Note that caching data returned from a database (or any other data, for that matter, but most caches deal with database data, it seems) is just a subset of replication, with the interesting distinction that the client chose to replicate the data, rather than the server. Commensurately, we have the same consistency and update propagation problems that go with replication, which means that if you plan to cache data, you'd best have some kind of answer in mind to the question of what should happen when somebody updates the database through a channel that's not one you expect—remember, you don't own the database, as discussed in Item 45.

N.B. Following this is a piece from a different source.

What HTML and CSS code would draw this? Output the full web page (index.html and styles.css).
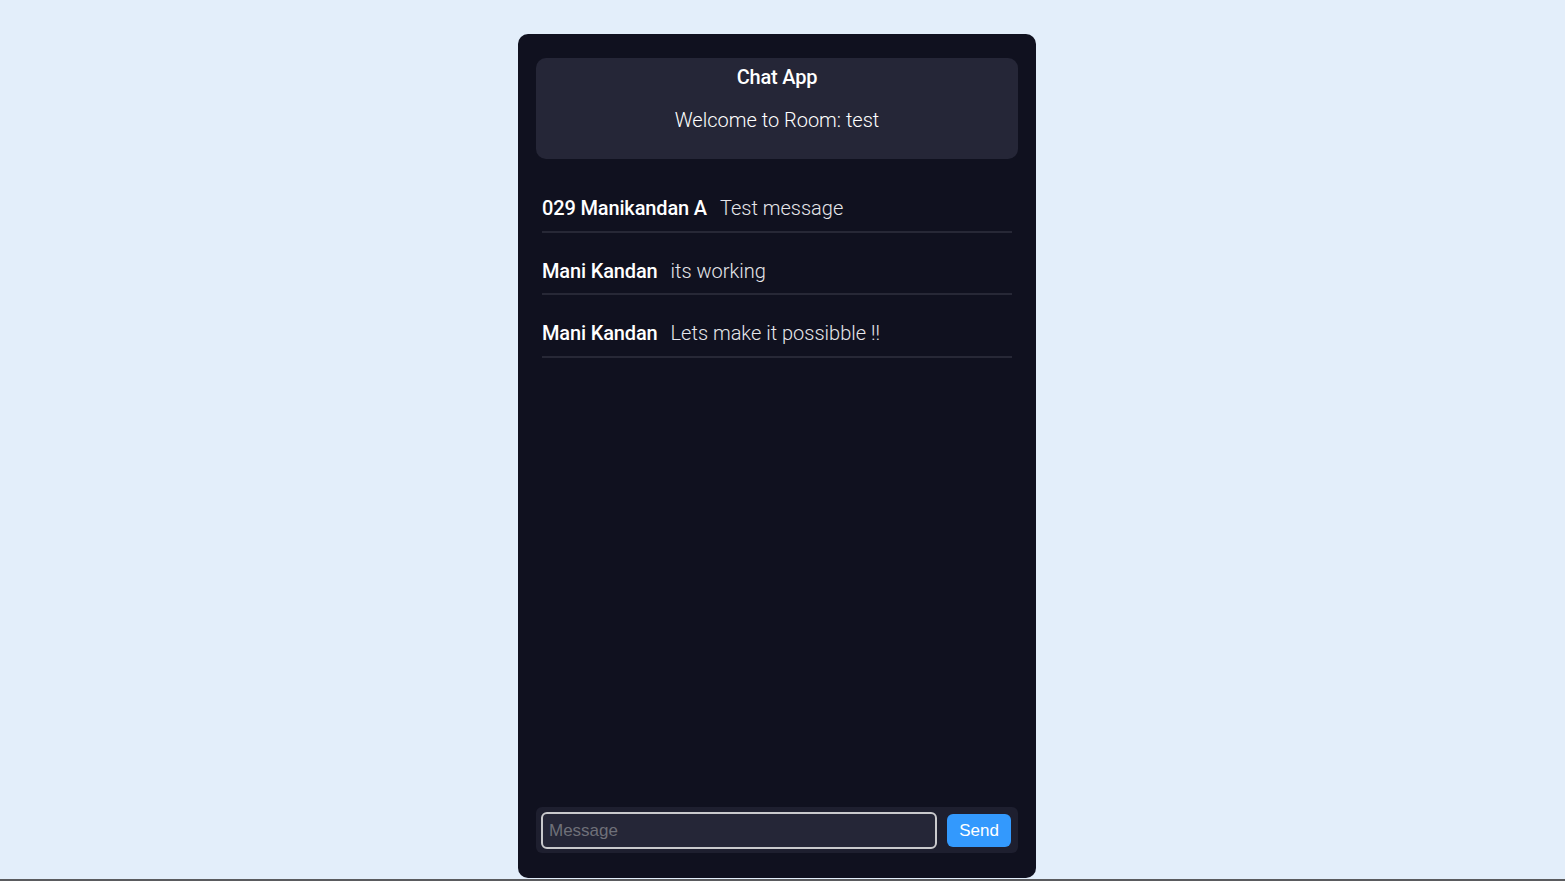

Note also that we can substitute the word "data" in the discussions above for "state" in a discussion of stateful session beans and/or entity beans—replicating state (or caching it) across multiple machines in a cluster turns out to be painfully difficult to accomplish. Particularly in the case of stateful session beans, ask your vendor how they implement state caching—if they defer the state to a "state server" (as several do), then effectively whatever gain you get from it being cached is more than likely lost due to the cost of retrieving it from the state server (see Item 17), and unless the state server is somehow replicated, you're back to the single point of failure (the state server) that clustering was supposed to solve for you.
Ultimately, no partitioning scheme solves all problems. If you distribute, you evenly spread the load across the system (as evenly as your horizontal or vertical rules allow, anyway), but you lose the redundancy that a replication scheme offers. Of course, if you replicate, you run into update propagation problems that aren't easily solved. Some combination of the two can sometimes serve as the best policy, distributing the data that can afford no inconsistency and replicating the data that can.